Written problem: Your task is to retype the lines from the opening of the material through the line that includes "import React from". Do not copy the pictures.

Dataset excerpt:

◆ ◆ ◆

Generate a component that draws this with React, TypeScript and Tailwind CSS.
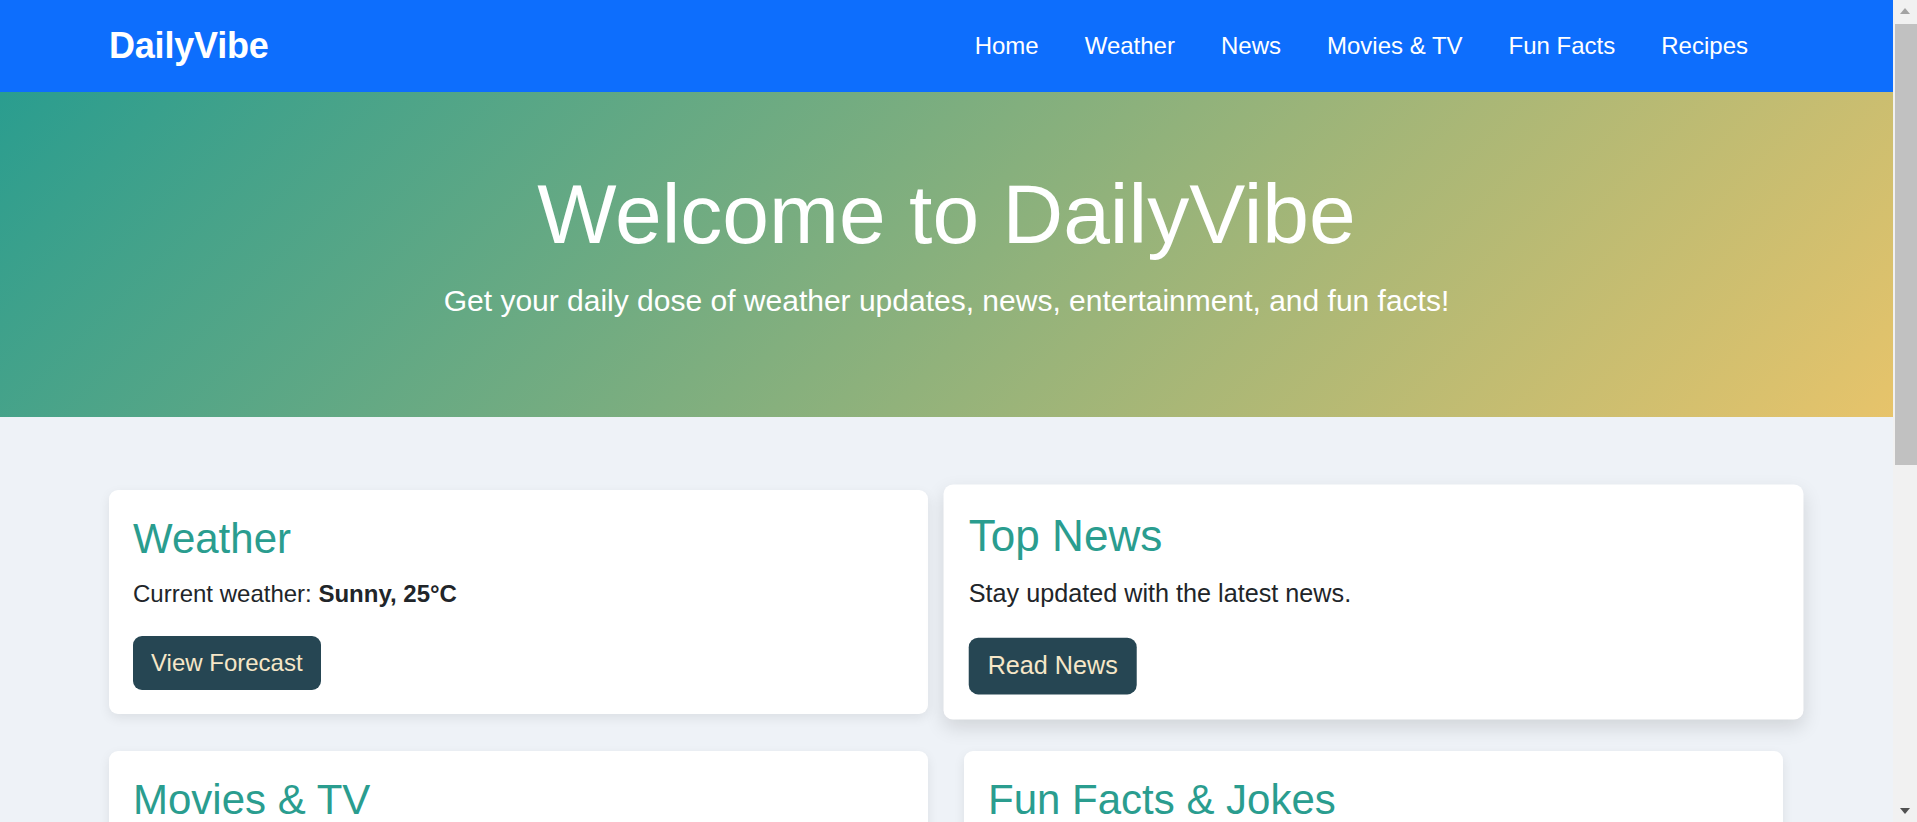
import React from "react";

const cards = [
  {
    title: "Weather",
    body: (
      <>
        Current weather: <strong className="font-bold">Sunny, 25°C</strong>
      </>
    ),
    button: "View Forecast",
    hover: false,
  },
  {
    title: "Top News",
    body: <>Stay updated with the latest news.</>,
    button: "Read News",
    hover: true,
  },
  {
    title: "Movies & TV",
    body: <>Discover trending movies and TV shows.</>,
    button: "Explore Now",
    hover: false,
  },
  {
    title: "Fun Facts & Jokes",
    body: <>Brighten your day with a fun fact or a joke.</>,
    button: "Get a Fact",
    hover: false,
  },
  {
    title: "Recipes",
    body: <>Find easy and delicious recipes for every meal.</>,
    button: "Browse Recipes",
    hover: false,
  },
  {
    title: "Quote of the Day",
    body: <>“Every day is a new beginning.”</>,
    button: "More Quotes",
    hover: false,
  },
];

const links = ["Home", "Weather", "News", "Movies & TV", "Fun Facts", "Recipes"];

function FakeScrollbar() {
  return (
    <div className="fixed top-0 right-0 w-[24px] h-screen bg-[#f1f1f1] flex flex-col">
      <div className="h-[22px] flex items-center justify-center">
        <svg width="10" height="6" viewBox="0 0 10 6">
          <polygon points="5,0 10,6 0,6" fill="#a3a3a3" />
        </svg>
      </div>
      <div className="ml-[2px] mt-[2px] w-[22px] h-[441px] bg-[#c1c1c1]" />
      <div className="flex-1" />
      <div className="h-[22px] flex items-center justify-center">
        <svg width="10" height="6" viewBox="0 0 10 6">
          <polygon points="0,0 10,0 5,6" fill="#505050" />
        </svg>
      </div>
    </div>
  );
}

export default function App() {
  return (
    <div
      className="min-h-screen bg-[#eef2f7] text-[#212529]"
      style={{ fontFamily: '"Liberation Sans", Arial, Helvetica, sans-serif' }}
    >
      <nav className="bg-[#0d6efd] h-[92px]">
        <div className="w-[1771px] h-full flex items-center justify-between pl-[109px]">
          <a className="text-white text-[36px] font-bold leading-none tracking-[-0.2px]">DailyVibe</a>
          <ul className="flex items-center">
            {links.map((l) => (
              <li key={l}>
                <a className="block px-[23px] text-white text-[24px] leading-[1.5]">{l}</a>
              </li>
            ))}
          </ul>
        </div>
      </nav>

      <header className="h-[325px] bg-[linear-gradient(135deg,#2a9d8f,#e9c46a)]">
        <div className="w-[1893px] pt-[72px] text-center text-white">
          <h1 className="text-[84px] leading-[1.2] font-normal mb-[13px]">Welcome to DailyVibe</h1>
          <p className="text-[30px] leading-[1.5]">
            Get your daily dose of weather updates, news, entertainment, and fun facts!
          </p>
        </div>
      </header>

      <main className="pt-[73px] pb-[72px] pl-[109px]">
        <div className="grid grid-cols-[819px_819px] gap-x-[36px] gap-y-[37px]">
          {cards.map((c) => (
            <section
              key={c.title}
              className={
                c.hover
                  ? "bg-white rounded-[9px] p-[24px] scale-105 shadow-[0_8px_18px_rgba(0,0,0,0.12)]"
                  : "bg-white rounded-[9px] p-[24px] shadow-[0_4px_12px_rgba(0,0,0,0.08)]"
              }
            >
              <h3 className="text-[42px] leading-[1.2] font-normal text-[#2a9d8f] mb-[12px]">{c.title}</h3>
              <p className="text-[24px] leading-[1.5] mb-[24px]">{c.body}</p>
              <a className="inline-block bg-[#264653] text-[#f6e7c8] text-[24px] leading-[1.5] px-[18px] py-[9px] rounded-[9px]">
                {c.button}
              </a>
            </section>
          ))}
        </div>
      </main>

      <footer className="bg-[#264653] text-[#f6e7c8] text-center text-[24px] leading-[1.5] py-[48px]">
        © 2024 DailyVibe. All rights reserved.
      </footer>

      <FakeScrollbar />
    </div>
  );
}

◆ ◆ ◆

Solved problem:
Generate a component that draws this with React, TypeScript and Tailwind CSS.
import React from "react";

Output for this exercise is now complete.